You may have discussions with your class members, but you have to submit your own work. Please be sure to keep a copy of the assignment by yourself in case that there is any problem with your hand-in or you have to use it later this semester. Assignments have to be submitted before the beginning of the class on the specified due day. No late submissions will be accepted. For assignments and project reports, you are encouraged to type your work.
There will be no make-up exams. You are required to present a written proof for situations such as going on to an emergency room due to unexpected and serious illness. Chatting during the exam is not allowed. No collaboration between class members will be allowed during any exam. There will be no extra-credit project.

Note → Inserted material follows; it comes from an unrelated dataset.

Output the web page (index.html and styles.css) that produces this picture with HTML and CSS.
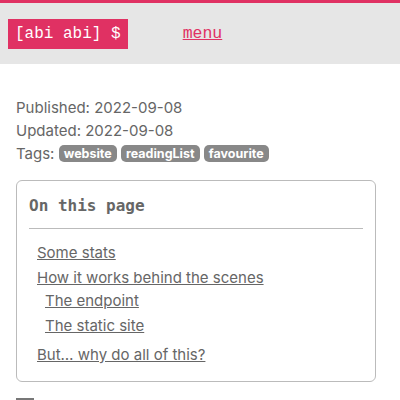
FILE: index.html
```html
<!DOCTYPE html>
<html>
<head>
<meta charset="utf-8">
<link rel="stylesheet" href="styles.css">
</head>
<body>
<header class="site-header">
  <a class="logo" href="#">[abi abi] $</a>
  <a class="menu" href="#">menu</a>
</header>
<main class="content">
  <div class="meta">
    <div>Published: 2022-09-08</div>
    <div>Updated: 2022-09-08</div>
    <div>Tags: <span class="tag">website</span> <span class="tag">readingList</span> <span class="tag">favourite</span></div>
  </div>
  <nav class="toc">
    <div class="toc-title">On this page</div>
    <hr class="toc-rule">
    <ul class="toc-list">
      <li><a href="#">Some stats</a></li>
      <li><a href="#">How it works behind the scenes</a>
        <ul class="toc-sub">
          <li><a href="#">The endpoint</a></li>
          <li><a href="#">The static site</a></li>
        </ul>
      </li>
      <li><a href="#">But… why do all of this?</a></li>
    </ul>
  </nav>
  <div class="block"></div>
</main>
</body>
</html>
```
FILE: styles.css
```css
html, body {
  margin: 0;
  padding: 0;
  background: #fff;
}
body {
  font-family: Inter, "Noto Sans", sans-serif;
  font-size: 15px;
  color: #666;
  overflow: hidden;
}
.site-header {
  border-top: 3px solid #e03163;
  background: #e6e6e6;
  height: 64px;
  box-sizing: border-box;
  padding: 16px 8px 0;
  display: flex;
  align-items: flex-start;
}
.logo {
  background: #e03163;
  color: #fff;
  font-family: "Liberation Mono", monospace;
  font-size: 16px;
  line-height: 30px;
  height: 30px;
  padding: 0 7px;
  text-decoration: none;
  white-space: pre;
}
.menu {
  margin-left: 55px;
  color: #e03163;
  font-family: "Liberation Mono", monospace;
  font-size: 16.5px;
  line-height: 30px;
  text-decoration: underline;
}
.content {
  padding: 32px 24px 0 16px;
}
.meta {
  line-height: 23px;
}
.tag {
  display: inline-block;
  background: #888;
  color: #fff;
  font-weight: 700;
  font-size: 12.5px;
  line-height: 17px;
  padding: 0 5px;
  border-radius: 5px;
  vertical-align: 1px;
}
.toc {
  margin-top: 15px;
  border: 1px solid #bbb;
  border-radius: 6px;
  padding: 13px 12px 15px;
}
.toc-title {
  font-family: "DejaVu Sans Mono", monospace;
  font-weight: 700;
  font-size: 16px;
  line-height: 24px;
  color: #666;
}
.toc-rule {
  border: 0;
  border-top: 1px solid #bbb;
  margin: 10px 0 12px;
}
.toc-list, .toc-sub {
  list-style: none;
  margin: 0;
  padding: 0 0 0 8px;
}
.toc-list li {
  line-height: 23px;
  margin-top: 2px;
}
.toc-sub li:first-child {
  margin-top: 0;
}
.toc-sub {
  margin-bottom: 6px;
}
.toc-list a {
  color: #666;
  text-decoration: underline;
}
.block {
  margin-top: 16px;
  width: 18px;
  height: 18px;
  background: #777;
}
```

Scholastic Dishonesty Policy:
The University defines academic dishonesty as cheating, plagiarism, unauthorized collaboration, falsifying academic records, and any act designed to avoid participating honestly in the learning process. Scholastic dishonesty also includes, but not limited to, providing false or misleading information to receive a postponement or an extension on assignments, and submission of essentially the same written assignment for two different courses without the permission of faculty members. The purpose of assignments is to provide individual feedback as well to get you thinking. Interaction for the purpose of understanding a problem is not considered cheating and will be encouraged. However, the actual solution to problems must be one's own.
To get full benefit out of the class you have to work regularly. Read the textbook regularly and start working on the assignments soon after they are handed out. Plan to spend at least 10 hrs a week on this class doing assignments or reading.
Good Luck, and Welcome to the course Data Mining!